INSTRUCTIONS FOR THE TASK - Show every line that has the string "styles" in it.
· · · · ·
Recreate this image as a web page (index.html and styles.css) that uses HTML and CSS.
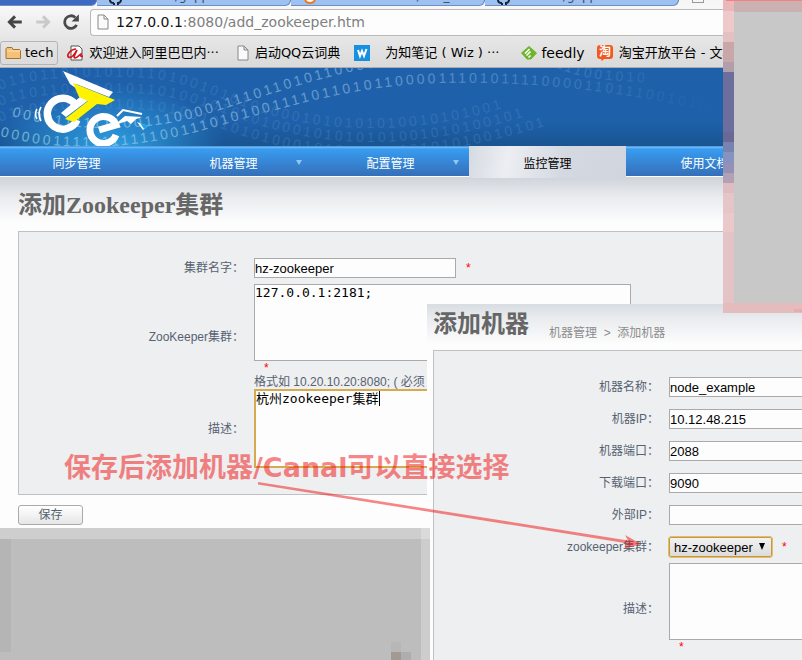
FILE: index.html
```html
<!DOCTYPE html>
<html lang="zh-CN">
<head>
<meta charset="utf-8">
<title>添加Zookeeper集群</title>
<link rel="stylesheet" href="styles.css">
</head>
<body>
<div class="screen">
  <div class="tabs">
    <div class="tab tab-dark"></div>
    <div class="tab"><svg class="tab-icon" viewBox="0 0 14 6"><path d="M1 0c0 2 2 3 4 3M12 0c0 1-1 3-3 3v2M5 3v2" stroke="#1b2530" stroke-width="2" fill="none"/></svg><span class="tab-text">alibaba/gapp</span></div>
    <div class="tab"><svg class="tab-icon" viewBox="0 0 14 6"><path d="M2 0c2 4 8 4 10 0" stroke="#f07a22" stroke-width="2" fill="#fff"/></svg><span class="tab-text">127.0.0.1:8080/add_</span></div>
    <div class="tab"><svg class="tab-icon" viewBox="0 0 14 6"><path d="M1 0c0 2 2 3 4 3M12 0c0 1-1 3-3 3v2M5 3v2" stroke="#1b2530" stroke-width="2" fill="none"/></svg><span class="tab-text">alibaba/gapp</span></div>
    <div class="tab-new"></div>
  </div>
  <div class="toolbar">
    <button class="tool" type="button" aria-label="后退"><svg viewBox="0 0 16 16"><path d="M14 8H3M8 3L3 8l5 5" fill="none" stroke="#444" stroke-width="2.6"/></svg></button>
    <button class="tool" type="button" aria-label="前进"><svg viewBox="0 0 16 16"><path d="M2 8h11M8 3l5 5-5 5" fill="none" stroke="#c9c9c9" stroke-width="2.6"/></svg></button>
    <button class="tool" type="button" aria-label="刷新"><svg viewBox="0 0 16 16"><path d="M13 10.500A5.600 5.600 0 1 1 11.800 4" fill="none" stroke="#4a4a4a" stroke-width="2.500"/><path d="M15 1v6.500H8.500z" fill="#4a4a4a"/></svg></button>
    <div class="address"><svg class="doc" viewBox="0 0 12 16"><path d="M1 1h6l4 4v10H1zM7 1v4h4" fill="#fafafa" stroke="#888"/></svg><span class="url"><b>127.0.0.1</b>:8080/add_zookeeper.htm</span></div>
  </div>
  <div class="bookmarks">
    <a class="bm bm-folder" href="#"><svg viewBox="0 0 16 16"><path d="M1 13.500v-10l1-1h5l1 2h6.500l1 1v8z" fill="#f5c27a" stroke="#a8702a"/><path d="M2 6h13" stroke="#fbe0b4"/></svg>tech</a>
    <a class="bm bm-ali" href="#"><svg viewBox="0 0 16 16"><path d="M4 1h8l3 3v11H4z" fill="#fff" stroke="#555"/><path d="M9 4C4 4-1 10 1.500 12S8 9 10 5c-2 4-4 8-2 8s4-3 6-4c0 2-1 3 2 2" fill="none" stroke="#d8141c" stroke-width="1.700"/></svg>欢迎进入阿里巴巴内···</a>
    <a class="bm bm-qq" href="#"><svg class="doc" viewBox="0 0 12 16"><path d="M1 1h6l4 4v10H1zM7 1v4h4" fill="#fafafa" stroke="#888"/></svg>启动QQ云词典</a>
    <a class="bm bm-wiz" href="#"><svg viewBox="0 0 16 16"><path d="M0 0h16v16H0z" fill="#1690e0"/><path d="M4 5l2 6 2-5 2 5 2.500-7" fill="none" stroke="#fff" stroke-width="2"/></svg>为知笔记 ( Wiz ) ···</a>
    <a class="bm bm-feedly" href="#"><svg viewBox="0 0 16 16"><path d="M8 1.500L15.500 8 10 14H6L.5 8z" fill="#6db52c" stroke="#6db52c" stroke-linejoin="round"/><path d="M4 8.500L8.500 4M5.500 10.500l4-4M7.500 12.500l2-2" stroke="#fff" stroke-width="1.600"/></svg>feedly</a>
    <a class="bm bm-tao" href="#"><svg viewBox="0 0 16 16"><path d="M3 0h10q3 0 3 3v8q0 3-3 3H7l-2 2-1-2H3q-3 0-3-3V3q0-3 3-3z" fill="#f4581c"/><text x="2" y="11" class="tao-glyph">淘</text></svg>淘宝开放平台 - 文档</a>
  </div>
  <header class="banner">
    <svg class="banner-art" viewBox="0 0 802 78" preserveAspectRatio="xMinYMin slice" aria-hidden="true">
      <defs>
        <radialGradient id="glow" cx="110" cy="84" r="115" gradientUnits="userSpaceOnUse" gradientTransform="matrix(1 0 0 .6 0 34)"><stop offset="0" stop-color="#2fa4e8"/><stop offset="1" stop-color="#2fa4e8" stop-opacity="0"/></radialGradient>
        <linearGradient id="fade" x1="0" x2="720" y1="0" y2="0" gradientUnits="userSpaceOnUse"><stop offset="0" stop-color="#a8e0ea" stop-opacity=".6"/><stop offset=".55" stop-color="#a8c8ea" stop-opacity=".5"/><stop offset=".8" stop-color="#8db8e4" stop-opacity=".25"/><stop offset="1" stop-color="#8db8e4" stop-opacity="0"/></linearGradient>
        <path id="wave1" d="M0 68C60 84 130 82 200 63S350 17 440 15S620 22 720 46"/>
        <path id="wave2" d="M12 48C60 62 140 66 200 48S300 15 350 4S520-16 560 1S640 10 700 20"/>
        <path id="wave3" d="M0 22C30 8 90 8 130 9S190 18 220 30S300 60 370 60S500 44 560 20"/>
        <path id="wave4" d="M0 38C30 24 90 24 130 25S190 34 220 44S300 74 370 74S500 58 580 30"/>
        <path id="wave5" d="M0 54C30 40 90 40 130 41S190 50 220 60S300 88 370 88S500 72 600 42"/>
      </defs>
      <rect width="802" height="78" fill="url(#glow)"/>
      <g class="bits" fill="url(#fade)">
        <text><textPath href="#wave1">00000111111111110011101010011110110101100001110101111000011011100101010</textPath></text>
        <text><textPath href="#wave2">00001111111001110000111101101011000011101011110000110111001010</textPath></text>
      </g>
      <g class="bits bits-dim">
        <text><textPath href="#wave3">011011010101011010010101010001010101010010101001</textPath></text>
        <text><textPath href="#wave4">01101101010101101001010101000101010101001010100101</textPath></text>
        <text><textPath href="#wave5">0110110101010110100101010100010101010100101010010101</textPath></text>
      </g>
      <g class="logo">
        <path d="M41 39q-4 7 0 14M37 41q-3 5 0 10" fill="none" stroke="#fff" stroke-width="1.600"/>
        <path d="M75 36A15.500 15.500 0 1 0 77 52" fill="none" stroke="#fff" stroke-width="7.500"/>
        <path d="M61 45l19-16h9l1 2-24 18z" fill="#fff"/>
        <path d="M63 3l50 21-4 5-33-13 1 5-7-5z" fill="#fff"/>
        <path d="M73 15l42 17-9 5-9-1-23 18-9-3 23-18-9-4z" fill="#fff200"/>
        <path d="M116 67A13.500 13.500 0 1 1 116 57L99 62" fill="none" stroke="#fff" stroke-width="7"/>
        <path d="M118 54l7-6 17 1-6 2-5 5-4-3-9 3z" fill="#fff"/><path d="M117 48l6-6 19 4" stroke="#fff" stroke-width="2" fill="none"/>
        <path d="M137 54l11 4-5 4z" fill="#fff"/><path d="M140 55l9 3-5 3z" fill="#21a4e8"/>
      </g>
    </svg>
  </header>
  <nav class="nav">
    <a href="#">同步管理</a>
    <a href="#" class="has-menu">机器管理</a>
    <a href="#" class="has-menu">配置管理</a>
    <a href="#" class="active">监控管理</a>
    <a href="#">使用文档</a>
  </nav>
  <main class="page">
    <h1>添加Zookeeper集群</h1>
    <form>
      <div class="box">
        <div class="row tight"><label for="cname">集群名字：</label><div class="cell"><input id="cname" type="text" value="hz-zookeeper"><span class="req">*</span></div></div>
        <div class="row flush"><label for="czk">ZooKeeper集群：</label><div class="cell stacked"><textarea id="czk">127.0.0.1:2181;</textarea><span class="req">*</span><span class="hint">格式如 10.20.10.20:8080; ( 必须</span></div></div>
        <div class="row flush"><label for="cdesc">描述：</label><div class="cell stacked focused"><textarea id="cdesc">杭州zookeeper集群</textarea></div></div>
      </div>
      <button class="save" type="submit">保存</button>
    </form>
  </main>
  <div class="mosaic-bottom"></div>
  <section class="machine">
    <div class="machine-head"><h2>添加机器</h2><span class="crumb">机器管理 &nbsp;&gt;&nbsp; 添加机器</span></div>
    <form class="box">
      <div class="row"><label for="mname">机器名称：</label><div class="cell"><input id="mname" type="text" value="node_example"></div></div>
      <div class="row"><label for="mip">机器IP：</label><div class="cell"><input id="mip" type="text" value="10.12.48.215"></div></div>
      <div class="row"><label for="mport">机器端口：</label><div class="cell"><input id="mport" type="text" value="2088"></div></div>
      <div class="row"><label for="dport">下载端口：</label><div class="cell"><input id="dport" type="text" value="9090"></div></div>
      <div class="row"><label for="eip">外部IP：</label><div class="cell"><input id="eip" type="text" value=""></div></div>
      <div class="row tight"><label for="mzk">zookeeper集群：</label><div class="cell"><span class="pick"><select id="mzk"><option>hz-zookeeper</option></select></span><span class="req">*</span></div></div>
      <div class="row"><label for="mdesc">描述：</label><div class="cell stacked"><textarea id="mdesc"></textarea><span class="req">*</span></div></div>
    </form>
  </section>
  <div class="mosaic-side"></div>
  <p class="note">保存后添加机器/Canal可以直接选择</p>
  <svg class="arrow" viewBox="0 0 384 80" aria-hidden="true"><path d="M1 9L371 67.500 368 62l16 9-17 5 4-5.500L1 11.500z" fill="#f01010"/></svg>
</div>
</body>
</html>
```
FILE: styles.css
```css
* { box-sizing: border-box; }

body {
  margin: 0;
  overflow: hidden;
  background: #fdfdfd;
  color: #566270;
  font: 12px/16px "Liberation Sans", "Noto Sans CJK SC", sans-serif;
}

.screen { position: relative; min-height: 100vh; overflow: hidden; }

/* Browser chrome */
.tabs {
  display: flex;
  height: 6px;
  overflow: hidden;
  background: #f6f6f6;
}
.tab {
  display: flex;
  width: 194px;
  gap: 8px;
  padding-left: 12px;
  background: #9cc1f2;
  border-right: 1px solid #5f7fab;
  border-bottom: 1px solid #6f8fbc;
  border-bottom-right-radius: 6px;
}
.tab-dark { width: 97px; background: #3c69c2; }
.tab-icon { width: 14px; height: 6px; }
.tab-text { margin-top: -11px; font: 12px/14px "DejaVu Sans", sans-serif; color: #3b4a5c; }
.tab-new { width: 12px; height: 3px; margin-left: 13px; border: 1px solid #999; border-top: 0; }

.toolbar {
  display: flex;
  align-items: center;
  height: 32px;
  padding-left: 6px;
  gap: 9px;
  background: linear-gradient(#f8f8f8, #e6e6e6);
}
.tool { width: 19px; height: 18px; padding: 0; border: 0; background: none; }
.tool svg { display: block; width: 18px; height: 18px; }
.address {
  display: flex;
  flex: 1;
  align-items: center;
  height: 27px;
  gap: 7px;
  padding-left: 6px;
  background: #fdfdfd;
  border: 1px solid #b9b9b9;
  border-right: 0;
  border-radius: 4px 0 0 4px;
}
.doc { width: 12px; height: 16px; flex: none; }
.url { color: #808080; font: 14px/20px "DejaVu Sans", sans-serif; }
.url b { color: #111; font-weight: normal; }

.bookmarks {
  display: flex;
  align-items: center;
  height: 30px;
  overflow: hidden;
  white-space: nowrap;
  background: linear-gradient(#e6e6e6, #dadada);
  border-bottom: 1px solid #a6adb5;
}
.bm {
  display: flex;
  flex: none;
  align-items: center;
  gap: 6px;
  color: #000;
  font: 13px/20px "DejaVu Sans", "Noto Sans CJK SC", sans-serif;
  text-decoration: none;
}
.bm svg { width: 16px; height: 16px; flex: none; }
.bm svg.doc { width: 12px; }
.bm-folder { height: 24px; gap: 4px; padding: 0 4px; border: 1px solid #b4b4b4; border-radius: 3px; }
.bm-ali { margin-left: 9px; }
.bm-qq { margin-left: 18px; }
.bm-wiz { margin-left: 14px; gap: 15px; }
.bm-feedly { margin-left: 22px; gap: 4px; font-size: 14px; }
.bm-tao { margin-left: 12px; }
.tao-glyph { fill: #fff; font: bold 12px "Noto Sans CJK SC", sans-serif; }

/* Site header */
.banner { height: 78px; background: linear-gradient(#1e60a9 70%, #195492); overflow: hidden; }
.banner-art { display: block; width: 100%; height: 78px; }
.bits { font: 14px "Liberation Sans", sans-serif; letter-spacing: 3px; }
.bits-dim { fill: #7aaee4; opacity: .2; }

.nav {
  display: flex;
  height: 31px;
  margin-left: -2px;
  background: linear-gradient(#2a7fd0 0, #7cc0f8 1px, #389cf0 3px, #356fb9 30px, #fdfdfd 30px);
}
.nav a {
  position: relative;
  flex: none;
  width: 157px;
  color: #fff;
  line-height: 36px;
  text-align: center;
  text-decoration: none;
}
.nav .active { height: 32px; color: #000; background: linear-gradient(100deg, #d5dae2, #eceef2 25%, #d4d9e1 60%, #d0d5de); }
.has-menu::after {
  content: "";
  position: absolute;
  top: 14px;
  right: 10px;
  border: 3px solid transparent;
  border-top: 5px solid #8fc8f6;
  border-bottom: 0;
}

/* Forms */
.page { padding: 0 0 0 18px; background: linear-gradient(#cfd4db, #e9ebee 20px, #fdfdfd 46px); }
h1, h2 { margin: 0; color: #666; font: bold 24px/28px "Liberation Serif", "Noto Sans CJK SC", sans-serif; }
h1 { padding: 14px 0 12px; }
.box { padding: 26px 0 26px; background: #eeeff1; border: 1px solid #bfc2c5; border-right: 0; }
.row { display: grid; grid-template-columns: 225px 1fr; column-gap: 10px; align-items: center; margin-bottom: 12px; }
.row.tight { margin-bottom: 6px; }
.row.flush { margin-bottom: 0; }
.row label { text-align: right; }
.cell { display: flex; align-items: center; gap: 10px; }
.cell.stacked { position: relative; flex-direction: column; align-items: flex-start; gap: 0; }
input {
  width: 202px;
  height: 20px;
  padding: 0;
  border: 1px solid #aaa;
  background: #fdfdfd;
  color: #000;
  font: 13px "Liberation Sans", sans-serif;
}
textarea {
  display: block;
  width: 377px;
  height: 77px;
  padding: 0;
  border: 1px solid #aaa;
  background: #fdfdfd;
  color: #000;
  font: 13px/15px "DejaVu Sans Mono", "Noto Sans CJK SC", monospace;
  resize: none;
  overflow: hidden;
}
.focused textarea { height: 79px; border: 2px solid #d5aa50; }
.focused::after { content: ""; position: absolute; left: 125px; top: 2px; width: 1px; height: 15px; background: #000; }
.req { color: #f00; line-height: 14px; }
.stacked .req { margin-left: 10px; }
.hint { line-height: 14px; }
.save {
  display: block;
  width: 65px;
  height: 20px;
  margin: 10px 0 3px;
  padding: 0;
  border: 1px solid #aaa;
  border-radius: 3px;
  background: linear-gradient(#fff, #e6e6e6);
  color: #566270;
  font: 12px/16px "Liberation Sans", "Noto Sans CJK SC", sans-serif;
}

/* Pixelated patches */
.mosaic-bottom {
  position: relative;
  z-index: 1;
  width: 430px;
  height: 132px;
  background:
    linear-gradient(#a19a94, #a19a94) 391px 124px / 10px 10px no-repeat,
    linear-gradient(#adafad, #adafad) 401px 124px / 10px 10px no-repeat,
    linear-gradient(#b6b7b6, #b6b7b6) 391px 114px / 10px 10px no-repeat,
    linear-gradient(#dadada, #dadada) 421px 0 / 9px 11px no-repeat,
    linear-gradient(#cdcdcd, #cdcdcd) 421px 11px / 9px 121px no-repeat,
    linear-gradient(#cecece, #cecece) 0 0 / 421px 11px no-repeat,
    linear-gradient(#b5b5b5, #b5b5b5) 0 11px / 11px 113px no-repeat,
    #bdbdbd;
}
.mosaic-side {
  position: absolute;
  top: 0;
  right: 0;
  width: 79px;
  height: 313px;
  background:
    linear-gradient(#f97e80, #f97e80) 3px 0 / 76px 1px no-repeat,
    linear-gradient(#e4aeb0, #e4aeb0) 71px 309px / 8px 3px no-repeat,
    linear-gradient(#e4bcbe, #e4bcbe) 0 303px / 79px 10px no-repeat,
    linear-gradient(#cab2b2, #cab2b2) 11px 1px / 68px 11px no-repeat,
    linear-gradient(#c8c8c8, #c8c8c8) 11px 12px / 68px 291px no-repeat,
    linear-gradient(#e8b8ba 11px, #edc9ca 11px 32px, #e3c1c1 32px 42px, #c9a7a8 42px 62px, #b29eab 62px 72px, #6c6f9e 72px 132px, #6c6895 132px 142px, #7884b0 142px 152px, #8692c0 152px 163px, #9590b5 163px 173px, #b1a1b5 173px 183px, #dfbcc0 183px 193px, #e6c5c8 193px 213px, #ebc9cb 213px 232px, #e3c3c6 232px);
}

/* Second window laid over the first */
.machine {
  position: absolute;
  top: 304px;
  left: 427px;
  right: 0;
  padding-left: 6px;
  background: linear-gradient(#d8dde2, #e9ebee 14px, #fdfdfd 40px);
}
.machine-head { display: flex; height: 46px; gap: 20px; padding-top: 6px; }
.machine .box { height: 320px; overflow: hidden; }
.crumb { padding-top: 15px; color: #8c8c8c; }
.pick { position: relative; display: flex; }
.pick::after {
  content: "";
  position: absolute;
  top: 6px;
  right: 7px;
  border: 3px solid transparent;
  border-top: 7px solid #000;
  border-bottom: 0;
}
select {
  appearance: none;
  width: 103px;
  height: 20px;
  padding: 0 4px;
  border: 1px solid #c99a3c;
  border-radius: 2px;
  outline: 1px solid #e2bd6c;
  background: linear-gradient(#f2f2f2, #dcdcdc);
  color: #000;
  font: 13px "Liberation Sans", sans-serif;
}

/* Annotation */
.note {
  position: absolute;
  z-index: 2;
  top: 452px;
  left: 64px;
  margin: 0;
  color: #f01010;
  opacity: .5;
  font: bold 27px/32px "DejaVu Sans", "Noto Sans CJK SC", sans-serif;
  white-space: nowrap;
}
.arrow { position: absolute; z-index: 2; top: 473px; left: 257px; width: 384px; height: 80px; opacity: .5; }
```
· · · · ·
REPLY TO THE EXERCISE -
Recreate this image as a web page (index.html and styles.css) that uses HTML and CSS.
<link rel="stylesheet" href="styles.css">
FILE: styles.css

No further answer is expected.